惧怕机器,这种心理活动不仅出现于维多利亚时代。最近,泰德·卡辛斯基重申对机器力量的担忧,他在《论工业社会及其未来》一文中写道:
人类可能会轻易地让自己滑落到一个完全依赖机器的处境,滑落到不能做出任何实际选择,只能接受机器所有决策的地步。随着社会及其面临的问题变得越来越复杂,而机器变得越来越聪明,人们会让机器替他们做更多的决策。仅仅是因为机器做出的决策会比人的决策带来更好的结果。最后,第二阶段将会来临,在这个阶段,维持体系运行所必需的决策已变得如此之复杂,以至于人类已无能力明智地进行决策。在这一阶段,机器实质上已处于控制地位。人们已不能把机器关上,因为他们已如此地依赖于机器,关上它们就等于是自杀。[3]
除了机器“越来越聪明”的积极预测,卡辛斯基所说的似乎很有道理。“智慧”应该是指普通意义上的现实卓越,而非指用在如今这些效率机器上的特殊意义。(www.xing528.com)

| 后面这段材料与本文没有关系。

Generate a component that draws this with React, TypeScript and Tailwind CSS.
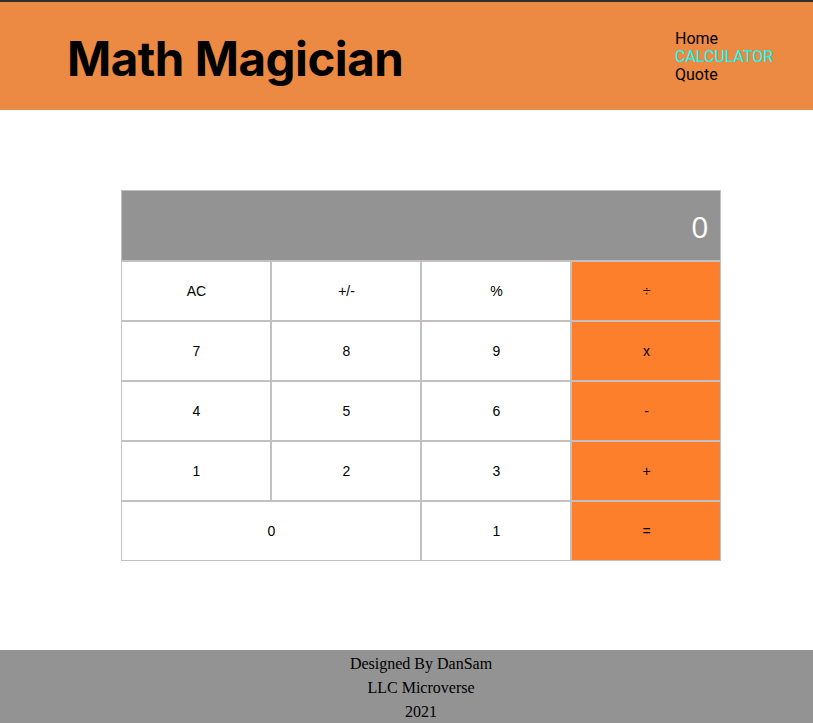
import React from "react";

const keys = [
  { label: "AC" },
  { label: "+/-" },
  { label: "%" },
  { label: "÷", op: true },
  { label: "7" },
  { label: "8" },
  { label: "9" },
  { label: "x", op: true },
  { label: "4" },
  { label: "5" },
  { label: "6" },
  { label: "-", op: true },
  { label: "1" },
  { label: "2" },
  { label: "3" },
  { label: "+", op: true },
  { label: "0", wide: true },
  { label: "1" },
  { label: "=", op: true },
];

const App = () => {
  return (
    <div className="min-h-[723px] flex flex-col bg-white font-['Inter',sans-serif]">
      <header className="h-[110px] border-t-2 border-[#2e2e2e] bg-[#ec8a43] flex justify-between items-center pl-[67px] pr-[37px]">
        <h1 className="text-[47.5px] font-bold text-black tracking-[-0.5px] leading-none mt-[6px]">
          Math Magician
        </h1>
        <nav className="flex flex-col text-[16px] leading-[18px] w-[101px] mt-[2px] font-['Roboto',sans-serif]">
          <a className="text-black">Home</a>
          <a className="text-[#00ffff]">CALCULATOR</a>
          <a className="text-black">Quote</a>
        </nav>
      </header>

      <main className="flex-1 flex justify-center pt-[80px]">
        <div className="w-[600px] h-[371px] ml-[29px] mr-[1px] flex flex-col">
          <div className="h-[71px] bg-[#939393] border border-[#c4c0c0] flex items-center justify-end pr-[11px] pt-[2px]">
            <span className="text-white text-[30px] font-['Open_Sans',sans-serif]">0</span>
          </div>
          <div className="grid grid-cols-4 font-['Liberation_Sans',sans-serif] text-[14px] text-black">
            {keys.map((k, i) => (
              <button
                key={i}
                className={
                  "h-[60px] border border-[#c4c0c0] flex items-center justify-center pl-[2px] " +
                  (k.wide ? "col-span-2 " : "") +
                  (k.op ? "bg-[#fd7f2c]" : "bg-white")
                }
              >
                {k.label}
              </button>
            ))}
          </div>
        </div>
      </main>

      <footer className="h-[73px] bg-[#939393] flex flex-col items-center pt-[2px] pl-[29px] font-['Liberation_Serif',serif] text-[16px] leading-[24px] text-black">
        <p>Designed By DanSam</p>
        <p>LLC Microverse</p>
        <p>2021</p>
      </footer>
    </div>
  );
};

export default App;
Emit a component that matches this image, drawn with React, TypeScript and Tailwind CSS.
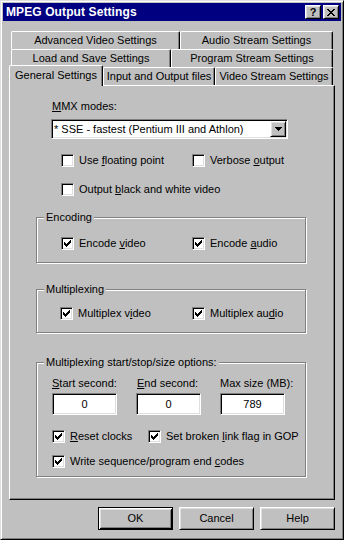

所以,如果我们相信泰德·卡辛斯基和巴特勒的猜想,那么,哄骗了文奇的猜想可以说是自欺欺人而且毫无新意。我们将愚昧导致的困难归咎于巨大又不可控的宇宙力量,而且不愿正面应对这些困难。
另一方面,莫拉维克的猜想更加荒诞,旨在完全颠覆进化论理念。他期望机器能模仿并复制动物的进化过程。他认为最终的必然结果是机器可以“像人一样理性思考”。机器规模缩小,效率提高,“直到粗糙的物理性质转化为精细的人类思想”。就像J.D.贝尔纳那部天马行空的乌托邦小说《世界,众生和恶魔》中发生的:最初设想为唯物主义的乌托邦却变成了唯心主义的乌托邦,结局是精神完全抛弃物质。
【注释】
[1]弗洛·文奇(1944—)美国硬科幻作家,是赛博朋克流派中活跃至今的作家。
[2]汉斯·莫拉维克,卡内基-梅隆大学移动机器人实验室主任,作品有《智力后裔:机器人和人类智能的未来》《机器人:通向非凡思维的纯粹机器》。
[3]中文译文基于1996年中国文史出版社《轰炸文明——发往人类未来的死亡通知单》,原译者王小东。